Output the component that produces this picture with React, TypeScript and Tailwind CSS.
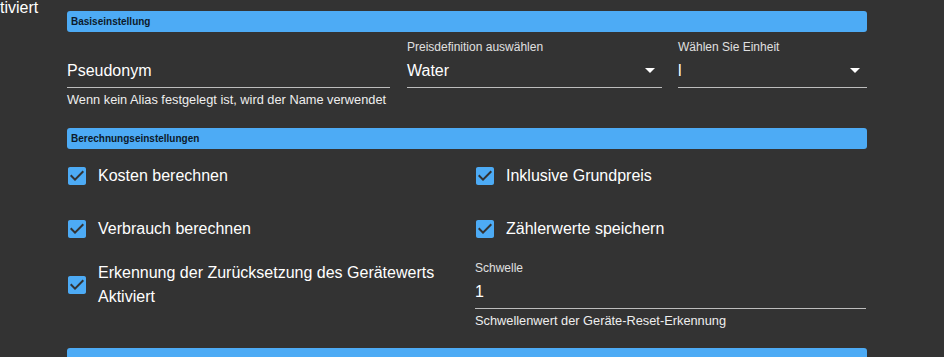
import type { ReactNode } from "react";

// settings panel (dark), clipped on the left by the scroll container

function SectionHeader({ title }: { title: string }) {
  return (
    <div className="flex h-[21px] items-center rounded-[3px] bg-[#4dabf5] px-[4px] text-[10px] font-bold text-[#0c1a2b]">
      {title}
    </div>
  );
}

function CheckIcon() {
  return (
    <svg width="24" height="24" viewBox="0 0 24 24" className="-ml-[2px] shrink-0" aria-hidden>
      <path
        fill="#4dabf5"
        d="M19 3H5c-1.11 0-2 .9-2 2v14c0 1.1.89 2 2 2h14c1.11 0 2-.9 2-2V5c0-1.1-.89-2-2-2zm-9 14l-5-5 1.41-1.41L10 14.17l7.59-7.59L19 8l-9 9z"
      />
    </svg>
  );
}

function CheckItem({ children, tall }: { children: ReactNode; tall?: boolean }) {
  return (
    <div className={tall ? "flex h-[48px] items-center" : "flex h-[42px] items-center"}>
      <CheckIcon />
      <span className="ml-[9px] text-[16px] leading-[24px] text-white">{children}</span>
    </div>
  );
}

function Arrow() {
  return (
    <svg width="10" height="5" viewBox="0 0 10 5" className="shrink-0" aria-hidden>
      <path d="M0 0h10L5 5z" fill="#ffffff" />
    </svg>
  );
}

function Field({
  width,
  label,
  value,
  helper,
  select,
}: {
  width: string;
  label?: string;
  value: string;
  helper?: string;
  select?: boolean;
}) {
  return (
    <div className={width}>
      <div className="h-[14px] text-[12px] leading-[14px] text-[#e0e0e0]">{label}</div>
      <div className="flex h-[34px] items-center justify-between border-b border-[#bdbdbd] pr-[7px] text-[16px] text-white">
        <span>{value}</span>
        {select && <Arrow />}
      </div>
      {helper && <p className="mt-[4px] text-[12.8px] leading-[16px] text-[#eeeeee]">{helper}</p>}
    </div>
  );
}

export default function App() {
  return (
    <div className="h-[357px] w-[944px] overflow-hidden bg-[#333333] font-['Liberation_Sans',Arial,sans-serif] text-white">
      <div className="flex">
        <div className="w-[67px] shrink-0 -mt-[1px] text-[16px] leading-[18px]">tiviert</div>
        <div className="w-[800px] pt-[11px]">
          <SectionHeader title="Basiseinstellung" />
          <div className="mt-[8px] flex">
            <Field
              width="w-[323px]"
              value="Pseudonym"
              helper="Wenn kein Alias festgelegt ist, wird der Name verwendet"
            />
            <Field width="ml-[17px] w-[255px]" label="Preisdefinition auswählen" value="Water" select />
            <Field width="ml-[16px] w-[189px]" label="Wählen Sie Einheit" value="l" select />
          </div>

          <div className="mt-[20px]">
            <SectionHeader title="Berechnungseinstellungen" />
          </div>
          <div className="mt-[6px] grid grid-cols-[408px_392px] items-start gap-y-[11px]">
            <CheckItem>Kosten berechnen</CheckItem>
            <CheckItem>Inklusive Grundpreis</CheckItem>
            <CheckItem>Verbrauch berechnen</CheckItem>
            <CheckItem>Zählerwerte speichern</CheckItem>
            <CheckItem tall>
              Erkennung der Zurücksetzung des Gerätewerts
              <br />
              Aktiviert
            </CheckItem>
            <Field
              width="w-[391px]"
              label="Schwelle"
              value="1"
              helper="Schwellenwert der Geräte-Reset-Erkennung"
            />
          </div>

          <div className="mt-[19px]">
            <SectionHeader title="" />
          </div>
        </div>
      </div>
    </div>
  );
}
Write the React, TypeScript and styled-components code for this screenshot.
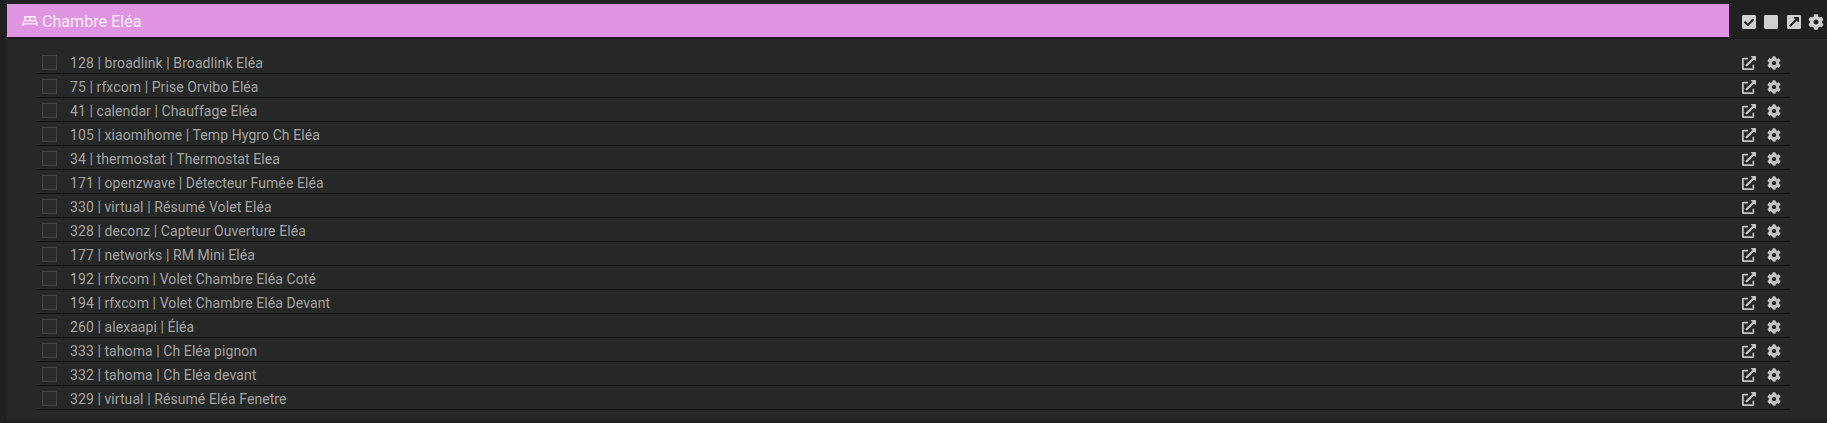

» Exercise brief
In the copy, include no pictures; restate the listing above exactly.

» Solution for this task
Output the component that produces this picture with React, TypeScript and Tailwind CSS.
import type { ReactNode } from "react";

// settings panel (dark), clipped on the left by the scroll container

function SectionHeader({ title }: { title: string }) {
  return (
    <div className="flex h-[21px] items-center rounded-[3px] bg-[#4dabf5] px-[4px] text-[10px] font-bold text-[#0c1a2b]">
      {title}
    </div>
  );
}

function CheckIcon() {
  return (
    <svg width="24" height="24" viewBox="0 0 24 24" className="-ml-[2px] shrink-0" aria-hidden>
      <path
        fill="#4dabf5"
        d="M19 3H5c-1.11 0-2 .9-2 2v14c0 1.1.89 2 2 2h14c1.11 0 2-.9 2-2V5c0-1.1-.89-2-2-2zm-9 14l-5-5 1.41-1.41L10 14.17l7.59-7.59L19 8l-9 9z"
      />
    </svg>
  );
}

function CheckItem({ children, tall }: { children: ReactNode; tall?: boolean }) {
  return (
    <div className={tall ? "flex h-[48px] items-center" : "flex h-[42px] items-center"}>
      <CheckIcon />
      <span className="ml-[9px] text-[16px] leading-[24px] text-white">{children}</span>
    </div>
  );
}

function Arrow() {
  return (
    <svg width="10" height="5" viewBox="0 0 10 5" className="shrink-0" aria-hidden>
      <path d="M0 0h10L5 5z" fill="#ffffff" />
    </svg>
  );
}

function Field({
  width,
  label,
  value,
  helper,
  select,
}: {
  width: string;
  label?: string;
  value: string;
  helper?: string;
  select?: boolean;
}) {
  return (
    <div className={width}>
      <div className="h-[14px] text-[12px] leading-[14px] text-[#e0e0e0]">{label}</div>
      <div className="flex h-[34px] items-center justify-between border-b border-[#bdbdbd] pr-[7px] text-[16px] text-white">
        <span>{value}</span>
        {select && <Arrow />}
      </div>
      {helper && <p className="mt-[4px] text-[12.8px] leading-[16px] text-[#eeeeee]">{helper}</p>}
    </div>
  );
}

export default function App() {
  return (
    <div className="h-[357px] w-[944px] overflow-hidden bg-[#333333] font-['Liberation_Sans',Arial,sans-serif] text-white">
      <div className="flex">
        <div className="w-[67px] shrink-0 -mt-[1px] text-[16px] leading-[18px]">tiviert</div>
        <div className="w-[800px] pt-[11px]">
          <SectionHeader title="Basiseinstellung" />
          <div className="mt-[8px] flex">
            <Field
              width="w-[323px]"
              value="Pseudonym"
              helper="Wenn kein Alias festgelegt ist, wird der Name verwendet"
            />
            <Field width="ml-[17px] w-[255px]" label="Preisdefinition auswählen" value="Water" select />
            <Field width="ml-[16px] w-[189px]" label="Wählen Sie Einheit" value="l" select />
          </div>

          <div className="mt-[20px]">
            <SectionHeader title="Berechnungseinstellungen" />
          </div>
          <div className="mt-[6px] grid grid-cols-[408px_392px] items-start gap-y-[11px]">
            <CheckItem>Kosten berechnen</CheckItem>
            <CheckItem>Inklusive Grundpreis</CheckItem>
            <CheckItem>Verbrauch berechnen</CheckItem>
            <CheckItem>Zählerwerte speichern</CheckItem>
            <CheckItem tall>
              Erkennung der Zurücksetzung des Gerätewerts
              <br />
              Aktiviert
            </CheckItem>
            <Field
              width="w-[391px]"
              label="Schwelle"
              value="1"
              helper="Schwellenwert der Geräte-Reset-Erkennung"
            />
          </div>

          <div className="mt-[19px]">
            <SectionHeader title="" />
          </div>
        </div>
      </div>
    </div>
  );
}
Write the React, TypeScript and styled-components code for this screenshot.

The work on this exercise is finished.